Once the celebrity performers of the Village Vanguard (earthy
downtown) and the Blue Angel (ritzy uptown) come on the scene here,
these memoir jottings by incorrigibly unpretentious nightclub-owner
Gordon become a bit too sketchily anecdotal and oblique - but the
first few chapters, with young Max setting up shop, are jauntily
splendid. A college grad from Oregon who didn't want to go to law
school (his immigrant parents' dream), Max hung around the
late-Prohibition Greenwich Village joints with waitress Ann - who
knew everybody and disapproved of every place they frequented. Why
don't we open a "no bullshit kind of place?" she said - on a
borrowed $100; but though the "Village Fair" thrived, Ann
disappeared, and the cops shut Max down on a phony liquor-selling
charge. So Max, now possessor of a bohemian following (he'd really
have preferred a Dr. Johnson set), had to open another place -
which he did with help from "Harry the Plumber," rat-killer (with
empty ginger-ate bottles) and stove-mover (on his back); they
borrowed barrels for chairs, got a mural painted on the wall, and
opened with no cabaret license. (Hauled into court, Max argued that
poetry-reading by such as M. Bodenheim was "no entertainment" - and
the judge had to agree.) Max's composite picture of a typical night
at the Vanguard in 1935 is great fun too (drunks, hecklers, poets,
demeaning M.C. Eli Siegel), and the youthful dash carries over into
the story of Max's first big discoveries: the Revuers (Judy
Holliday, Comden & Green, et al.), and then - thanks to
Nicholas Ray - Josh White and Leadbelly (who were ready to open
only after a week or so of nonstop rye-drinking). Then, however,
with success, the addition of the Upper East Side's Blue Angel, and
the Vanguard's switch to jazz, Gordon's short chapters slip into
lists of auspicious performers, or into oddly angled, virtually
all-dialogue closeups that don't quite work: reminiscing with
Richard Dyer-Bennett; negotiating with Charlie Mingus' drummer
after Mingus' death. Plus: recollections of auditions by Wally Cox
and Harry Belafonte (a Gordon non-favorite), a tribute to elusive
Sonny Rollins, and an account of a trip to Russia with the Thad
Jones-Mci Lewis band. Despite Gordon's humor and no-nonsense zing -
"Jazz owes me nothing. Jazz did more for me than I ever did for
jazz" - these later sketches are primarily for aficionados. But
those early days (and Nat Hentoff's jazzy, tender introduction)

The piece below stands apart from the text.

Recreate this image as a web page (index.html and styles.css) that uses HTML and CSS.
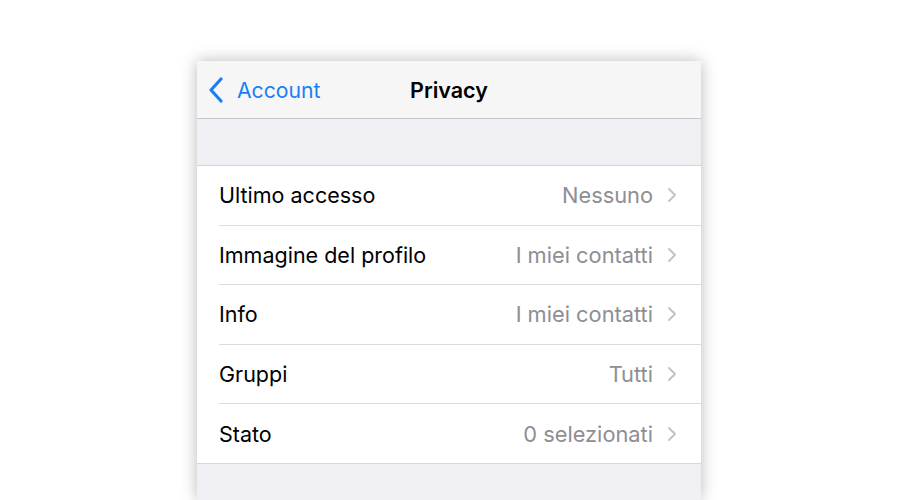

will please all those with any feel whatever for the bygone Village
scene. (Kirkus Reviews)
Since 1934, the Village Vanguard in New York's Greenwich Village
has hosted the foremost in live jazz, folk music, and comedy. Its
owner, Max Gordon, has now written a personal history of his club
and the hundreds of entertainment legends who have played there.
Miles Davis, Charlie Parker, John Coltrane, Sonny Rollins, Lenny
Bruce, Woody Allen, Woodie Guthrie, Betty Comden and Adolph Green,
Josh White, Pete Seeger--Max has stories about all of them. And
what stories! As Nat Hentoff says in his introduction, "A good many
so-called professional writers have not done nearly so well."